───── Data block ─────

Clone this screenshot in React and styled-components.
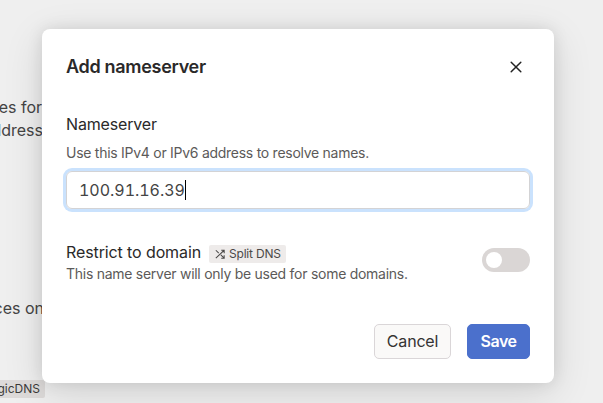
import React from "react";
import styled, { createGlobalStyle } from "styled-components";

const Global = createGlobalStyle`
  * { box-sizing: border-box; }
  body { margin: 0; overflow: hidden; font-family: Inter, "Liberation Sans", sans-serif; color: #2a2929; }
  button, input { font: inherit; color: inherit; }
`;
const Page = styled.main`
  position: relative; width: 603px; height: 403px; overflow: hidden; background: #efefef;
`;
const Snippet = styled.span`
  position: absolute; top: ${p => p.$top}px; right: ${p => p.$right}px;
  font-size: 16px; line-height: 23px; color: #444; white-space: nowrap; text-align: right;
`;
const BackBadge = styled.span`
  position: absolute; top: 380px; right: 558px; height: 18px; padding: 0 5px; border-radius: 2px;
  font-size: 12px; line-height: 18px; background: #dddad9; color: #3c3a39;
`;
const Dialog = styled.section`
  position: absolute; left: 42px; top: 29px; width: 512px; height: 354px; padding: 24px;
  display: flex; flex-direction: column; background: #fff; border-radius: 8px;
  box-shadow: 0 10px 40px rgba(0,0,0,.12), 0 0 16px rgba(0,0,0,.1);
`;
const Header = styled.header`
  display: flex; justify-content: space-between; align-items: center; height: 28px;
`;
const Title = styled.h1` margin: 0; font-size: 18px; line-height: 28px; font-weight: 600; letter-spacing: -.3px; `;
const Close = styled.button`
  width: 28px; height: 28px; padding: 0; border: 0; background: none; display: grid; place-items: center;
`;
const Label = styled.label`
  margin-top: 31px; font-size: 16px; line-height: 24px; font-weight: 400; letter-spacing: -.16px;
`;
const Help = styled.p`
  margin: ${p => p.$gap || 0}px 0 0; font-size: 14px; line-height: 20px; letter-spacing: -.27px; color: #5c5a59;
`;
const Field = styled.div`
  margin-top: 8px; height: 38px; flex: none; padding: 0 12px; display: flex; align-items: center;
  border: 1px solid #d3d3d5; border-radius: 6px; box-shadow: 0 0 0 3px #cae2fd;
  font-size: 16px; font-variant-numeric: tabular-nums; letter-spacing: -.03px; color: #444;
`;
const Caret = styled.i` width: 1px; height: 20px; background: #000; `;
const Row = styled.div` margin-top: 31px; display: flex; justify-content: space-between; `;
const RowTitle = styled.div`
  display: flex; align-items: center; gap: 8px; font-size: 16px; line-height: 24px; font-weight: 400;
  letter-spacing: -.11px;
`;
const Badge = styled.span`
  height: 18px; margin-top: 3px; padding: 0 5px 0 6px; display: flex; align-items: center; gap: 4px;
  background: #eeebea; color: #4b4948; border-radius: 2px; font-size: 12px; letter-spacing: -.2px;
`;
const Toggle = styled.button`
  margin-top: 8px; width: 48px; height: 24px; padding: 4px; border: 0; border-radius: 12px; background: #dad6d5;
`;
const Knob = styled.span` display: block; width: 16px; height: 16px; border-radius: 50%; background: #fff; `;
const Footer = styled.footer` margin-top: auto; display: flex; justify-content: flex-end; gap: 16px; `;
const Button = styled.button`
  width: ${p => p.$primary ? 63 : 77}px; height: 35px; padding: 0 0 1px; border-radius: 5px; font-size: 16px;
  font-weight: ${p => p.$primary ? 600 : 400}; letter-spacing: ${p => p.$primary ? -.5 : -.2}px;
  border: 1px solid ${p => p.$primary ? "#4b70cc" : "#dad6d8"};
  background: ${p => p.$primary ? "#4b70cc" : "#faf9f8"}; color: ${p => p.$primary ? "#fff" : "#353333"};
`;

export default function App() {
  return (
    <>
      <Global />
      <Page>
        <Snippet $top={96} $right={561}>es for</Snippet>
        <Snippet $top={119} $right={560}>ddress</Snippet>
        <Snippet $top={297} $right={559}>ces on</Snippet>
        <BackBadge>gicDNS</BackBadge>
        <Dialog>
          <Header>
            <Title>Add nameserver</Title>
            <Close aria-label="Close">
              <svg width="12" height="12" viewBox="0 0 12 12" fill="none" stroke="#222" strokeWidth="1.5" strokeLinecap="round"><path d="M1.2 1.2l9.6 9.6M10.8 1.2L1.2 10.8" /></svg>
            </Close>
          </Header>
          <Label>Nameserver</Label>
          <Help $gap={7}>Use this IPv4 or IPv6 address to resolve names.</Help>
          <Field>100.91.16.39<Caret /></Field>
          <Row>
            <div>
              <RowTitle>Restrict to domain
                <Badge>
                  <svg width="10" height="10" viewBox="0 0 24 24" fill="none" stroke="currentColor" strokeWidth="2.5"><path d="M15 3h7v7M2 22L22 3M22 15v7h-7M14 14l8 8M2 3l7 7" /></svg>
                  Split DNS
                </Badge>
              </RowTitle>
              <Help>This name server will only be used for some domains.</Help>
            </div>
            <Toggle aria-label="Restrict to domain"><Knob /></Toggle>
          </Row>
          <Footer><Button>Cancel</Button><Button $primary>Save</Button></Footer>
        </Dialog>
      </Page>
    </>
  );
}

─────

Omit the pictures, and quote the material above exactly as given.

Clone this screenshot in React and styled-components.
import React from "react";
import styled, { createGlobalStyle } from "styled-components";

const Global = createGlobalStyle`
  * { box-sizing: border-box; }
  body { margin: 0; overflow: hidden; font-family: Inter, "Liberation Sans", sans-serif; color: #2a2929; }
  button, input { font: inherit; color: inherit; }
`;
const Page = styled.main`
  position: relative; width: 603px; height: 403px; overflow: hidden; background: #efefef;
`;
const Snippet = styled.span`
  position: absolute; top: ${p => p.$top}px; right: ${p => p.$right}px;
  font-size: 16px; line-height: 23px; color: #444; white-space: nowrap; text-align: right;
`;
const BackBadge = styled.span`
  position: absolute; top: 380px; right: 558px; height: 18px; padding: 0 5px; border-radius: 2px;
  font-size: 12px; line-height: 18px; background: #dddad9; color: #3c3a39;
`;
const Dialog = styled.section`
  position: absolute; left: 42px; top: 29px; width: 512px; height: 354px; padding: 24px;
  display: flex; flex-direction: column; background: #fff; border-radius: 8px;
  box-shadow: 0 10px 40px rgba(0,0,0,.12), 0 0 16px rgba(0,0,0,.1);
`;
const Header = styled.header`
  display: flex; justify-content: space-between; align-items: center; height: 28px;
`;
const Title = styled.h1` margin: 0; font-size: 18px; line-height: 28px; font-weight: 600; letter-spacing: -.3px; `;
const Close = styled.button`
  width: 28px; height: 28px; padding: 0; border: 0; background: none; display: grid; place-items: center;
`;
const Label = styled.label`
  margin-top: 31px; font-size: 16px; line-height: 24px; font-weight: 400; letter-spacing: -.16px;
`;
const Help = styled.p`
  margin: ${p => p.$gap || 0}px 0 0; font-size: 14px; line-height: 20px; letter-spacing: -.27px; color: #5c5a59;
`;
const Field = styled.div`
  margin-top: 8px; height: 38px; flex: none; padding: 0 12px; display: flex; align-items: center;
  border: 1px solid #d3d3d5; border-radius: 6px; box-shadow: 0 0 0 3px #cae2fd;
  font-size: 16px; font-variant-numeric: tabular-nums; letter-spacing: -.03px; color: #444;
`;
const Caret = styled.i` width: 1px; height: 20px; background: #000; `;
const Row = styled.div` margin-top: 31px; display: flex; justify-content: space-between; `;
const RowTitle = styled.div`
  display: flex; align-items: center; gap: 8px; font-size: 16px; line-height: 24px; font-weight: 400;
  letter-spacing: -.11px;
`;
const Badge = styled.span`
  height: 18px; margin-top: 3px; padding: 0 5px 0 6px; display: flex; align-items: center; gap: 4px;
  background: #eeebea; color: #4b4948; border-radius: 2px; font-size: 12px; letter-spacing: -.2px;
`;
const Toggle = styled.button`
  margin-top: 8px; width: 48px; height: 24px; padding: 4px; border: 0; border-radius: 12px; background: #dad6d5;
`;
const Knob = styled.span` display: block; width: 16px; height: 16px; border-radius: 50%; background: #fff; `;
const Footer = styled.footer` margin-top: auto; display: flex; justify-content: flex-end; gap: 16px; `;
const Button = styled.button`
  width: ${p => p.$primary ? 63 : 77}px; height: 35px; padding: 0 0 1px; border-radius: 5px; font-size: 16px;
  font-weight: ${p => p.$primary ? 600 : 400}; letter-spacing: ${p => p.$primary ? -.5 : -.2}px;
  border: 1px solid ${p => p.$primary ? "#4b70cc" : "#dad6d8"};
  background: ${p => p.$primary ? "#4b70cc" : "#faf9f8"}; color: ${p => p.$primary ? "#fff" : "#353333"};
`;

export default function App() {
  return (
    <>
      <Global />
      <Page>
        <Snippet $top={96} $right={561}>es for</Snippet>
        <Snippet $top={119} $right={560}>ddress</Snippet>
        <Snippet $top={297} $right={559}>ces on</Snippet>
        <BackBadge>gicDNS</BackBadge>
        <Dialog>
          <Header>
            <Title>Add nameserver</Title>
            <Close aria-label="Close">
              <svg width="12" height="12" viewBox="0 0 12 12" fill="none" stroke="#222" strokeWidth="1.5" strokeLinecap="round"><path d="M1.2 1.2l9.6 9.6M10.8 1.2L1.2 10.8" /></svg>
            </Close>
          </Header>
          <Label>Nameserver</Label>
          <Help $gap={7}>Use this IPv4 or IPv6 address to resolve names.</Help>
          <Field>100.91.16.39<Caret /></Field>
          <Row>
            <div>
              <RowTitle>Restrict to domain
                <Badge>
                  <svg width="10" height="10" viewBox="0 0 24 24" fill="none" stroke="currentColor" strokeWidth="2.5"><path d="M15 3h7v7M2 22L22 3M22 15v7h-7M14 14l8 8M2 3l7 7" /></svg>
                  Split DNS
                </Badge>
              </RowTitle>
              <Help>This name server will only be used for some domains.</Help>
            </div>
            <Toggle aria-label="Restrict to domain"><Knob /></Toggle>
          </Row>
          <Footer><Button>Cancel</Button><Button $primary>Save</Button></Footer>
        </Dialog>
      </Page>
    </>
  );
}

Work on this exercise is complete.